Nice summary on p. 282.
Ch. 9
- A Gaussian channel with power \(P\) can be converted to a binary symmetric channel with error \(1-\Phi\pa{\sfc{P}{\si^2}}\).
- 9.1: A more conceptual way to upper-bound the mutual information: \(Y=X+Z\) where \(Z\) is noise.
- Theorem 8.6.5: normal maximizes the entropy for a given variance. (cf. entropy-maximizing distributions. Use CoV here?) Then \(I(X:Y)=h(Y)-h(Z)\le \rc2 \log \pa{1+\fc PN}\), equality only when \(X\) is Gaussian.
- Model of Gaussian channel: Encoding, Gaussian noise, decoding, \([M]\xra{x}\mathcal{X}^n \xra{N}\mathcal{Y}^n \xra{g} [M]\).
- Theorem 9.1.1: Capacity of Gaussian channel is \(\rc 2 \lg\pa{1+\fc{P}N}\).
- Heuristic proof: Pack spheres of radius \(\sqrt{nN}\) in \(\sqrt{n(P+N)}\).
- Think of mutual info as a limit achievable in infinite dimensions. It doesn’t make sense to encode a discrete set with a probability distribution, but in large dimensions you can approximate it!
- Proof of achievability: (1) generate codewords iid (2) search for jointly typical. (3) It’s rare that either it’s far from the codeword, or it’s close to another one.
- Proof of necessity: Take uniform distribution over inputs. Use Fano’s inequality to relate probability of error and mutual info.
- Fano’s inequality says that for \(X\to Y\to \wh X\), \(P_e=\Pj(X\ne \wh X)\), \(H(P_e)+P_e\lg |\mathcal X| \ge H(X|\wh X) \ge H(X|Y)\).
- Applied here, \(H(W|\hat W)\le H(P_e) + P_e\lg |\mathcal X|\le 1 + (nR) P_e^{(n)}=o(n)\). Since \(nR=H(W)\), we get that \(I(W:\hat W) \ge \asymp nR\) and hence \(\sum I(X_i:Y_i) \ge \asymp nR\). But this sum can be bounded by the power (use Jensen on the \(P_i\)).
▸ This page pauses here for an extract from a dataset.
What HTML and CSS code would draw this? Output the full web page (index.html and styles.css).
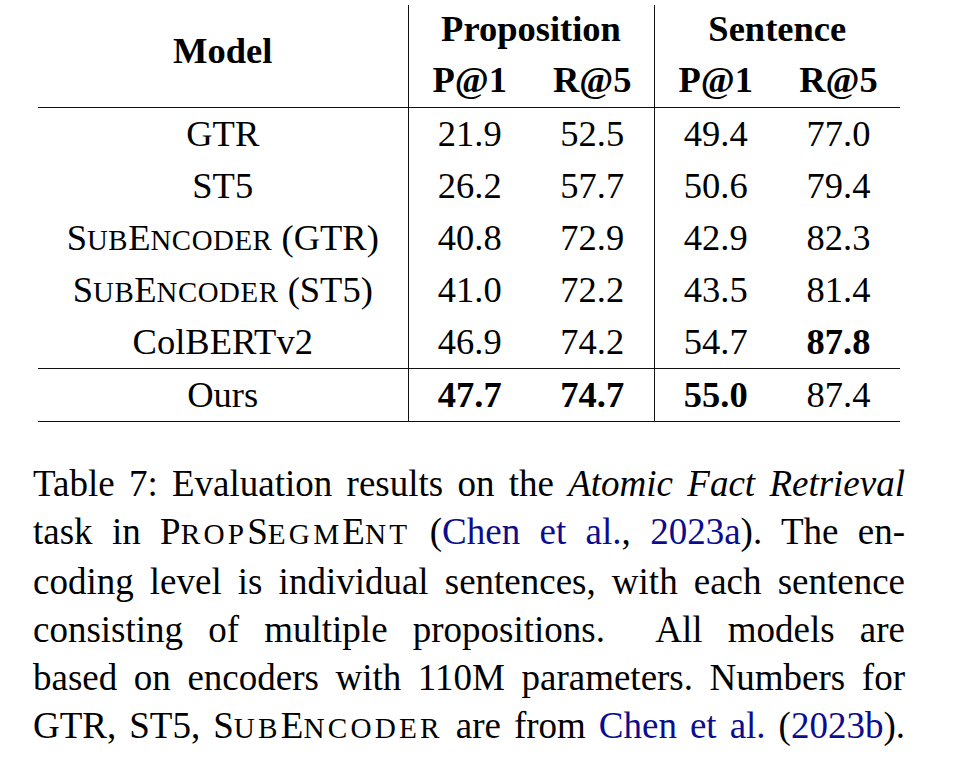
FILE: index.html
```html
<!DOCTYPE html>
<html>
<head>
<meta charset="utf-8">
<link rel="stylesheet" href="styles.css">
</head>
<body>
<div class="page">
  <table class="results">
    <colgroup>
      <col class="c-model"><col class="c-num"><col class="c-num"><col class="c-num"><col class="c-num">
    </colgroup>
    <thead>
      <tr class="h1">
        <th rowspan="2" class="model-h">Model</th>
        <th colspan="2" class="vsep">Proposition</th>
        <th colspan="2" class="vsep">Sentence</th>
      </tr>
      <tr class="h2">
        <th class="vsep">P@1</th><th>R@5</th>
        <th class="vsep">P@1</th><th>R@5</th>
      </tr>
    </thead>
    <tbody>
      <tr><td>GTR</td><td class="vsep">21.9</td><td>52.5</td><td class="vsep">49.4</td><td>77.0</td></tr>
      <tr><td>ST5</td><td class="vsep">26.2</td><td>57.7</td><td class="vsep">50.6</td><td>79.4</td></tr>
      <tr><td>S<span class="s">ub</span>E<span class="s">ncoder</span> (GTR)</td><td class="vsep">40.8</td><td>72.9</td><td class="vsep">42.9</td><td>82.3</td></tr>
      <tr><td>S<span class="s">ub</span>E<span class="s">ncoder</span> (ST5)</td><td class="vsep">41.0</td><td>72.2</td><td class="vsep">43.5</td><td>81.4</td></tr>
      <tr class="last-base"><td>ColBERTv2</td><td class="vsep">46.9</td><td>74.2</td><td class="vsep">54.7</td><td><b>87.8</b></td></tr>
      <tr class="ours"><td>Ours</td><td class="vsep"><b>47.7</b></td><td><b>74.7</b></td><td class="vsep"><b>55.0</b></td><td>87.4</td></tr>
    </tbody>
  </table>
  <div class="caption">
    <div class="line">Table 7: Evaluation results on the <i>Atomic Fact Retrieval</i></div>
    <div class="line">task in P<span class="s">rop</span>S<span class="s">egm</span>E<span class="s">nt</span> (<span class="link">Chen et al.</span>, <span class="link">2023a</span>). The en-</div>
    <div class="line">coding level is individual sentences, with each sentence</div>
    <div class="line">consisting of multiple propositions. &nbsp;All models are</div>
    <div class="line">based on encoders with 110M parameters. Numbers for</div>
    <div class="line">GTR, ST5, S<span class="s">ub</span>E<span class="s">ncoder</span> are from <span class="link">Chen et al.</span> (<span class="link">2023b</span>).</div>
  </div>
</div>
</body>
</html>
```

FILE: styles.css
```css
html, body {
  margin: 0;
  padding: 0;
  background: #ffffff;
}

body {
  font-family: "Liberation Serif", "Times New Roman", serif;
  color: #000000;
  width: 955px;
  height: 777px;
  overflow: hidden;
}

.page {
  padding-top: 5px;
}

.results {
  margin-left: 38px;
  border-collapse: collapse;
  font-size: 36.5px;
  table-layout: fixed;
  width: 862px;
}

.c-model { width: 370px; }
.c-num { width: 123px; }

.results th,
.results td {
  padding: 0;
  text-align: center;
  white-space: nowrap;
  line-height: 1;
}

.results th {
  font-weight: bold;
}

.h1 th { height: 49px; }
.h2 th { height: 53px; border-bottom: 1.5px solid #111; }
.model-h {
  border-bottom: 1.5px solid #111;
  padding-bottom: 10px !important;
}

.results tbody td { height: 52px; }

.results .vsep {
  border-left: 1.5px solid #111;
}

.last-base td { border-bottom: 1.5px solid #111; }
.ours td { border-bottom: 1.5px solid #111; }

/* hand-made small capitals, wider than synthesized ones */
.s {
  text-transform: uppercase;
  font-size: 0.79em;
  letter-spacing: 0.11em;
}

.results .s {
  letter-spacing: 0.02em;
}

.caption {
  margin-top: 38px;
  margin-left: 33px;
  width: 872px;
  font-size: 37px;
  line-height: 48px;
}

.line {
  text-align: justify;
  text-align-last: justify;
  white-space: nowrap;
}

.link {
  color: #0c0c90;
}
```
- 6.3 Bandlimited channels: “Rate \(\rc{2W}\) is sufficient to reconstruct the signal because it cannot change substantially in \(<\rc2\) a cycle.” Proof: Note that the Fourier transform is 0 outside \([-W,W]\). \(f\pf{n}{2W}\) are the Fourier coefficients of \(F(\om)\). (“a bandlimited function has only 2W degrees of freedom per second”)
- Note band-limitation can be expressed as convolution by \(\mathcal F^{-1} 1_{\le W}\).
- The characteristic-function basis for sampling at \(\fc{n}{2W}\) are the translates of \(\text{sinc}(Wt) = \sin(Wt)/(Wt)\).
- Relating the 2 models.
- In the Gaussian noise model, \(C=\rc 2 \log\pa{1+\fc{P_G}{N_G}}\) where \(P\) is power (average magnitude) and \(N\) is variance.
- In the band-limited model, suppose \(W\) is bandwidth, \(P\) is power, and \(\fc{N_0}2\) is variance (power spectral density - I don’t understand this).
- Match up by \(P_G=\fc{P}{2W}\) (divide by sampling rate) and \(N_G=N_0/2\) to get \(\rc2\lg\pa{1+\fc{P}{N_0W}}\) per sample. Multiply by \(2W\). (\(\fc{P}{N_0W}\) is SNR.)
\[\begin{equation} C= W\lg\pa{1+\fc{P}{N_0W}}.\end{equation}\]
With infinite bandwidth, \(C=\fc{P}{N_0}\lg e\).
- 9.4 Parallel Gaussian channels: set of Gaussian channels in parallel with common (total) power constraint \(P\). How to distribute.
- Maximize \(\sum \rc2\lg\pa{1+\fc{P_i}{N_i}}\) subject to \(\sum P_i=P\). By Lagrange multipliers, the best solution is water-filling, p. 277.
- 9.5 Channels with colored (correlated) Gaussian noise (SKIP)
- 9.6 Gaussian channels with feedback: for channels with memory, where the noise is correlated from time instant to time instant, feedback does increase capacity. (SKIP)
Exercises
9.10 looks interesting.
Scraps
- In the presence of noise, doesn’t it help to sample \(>2W\) times per second? Can’t you approach the true average with more samples?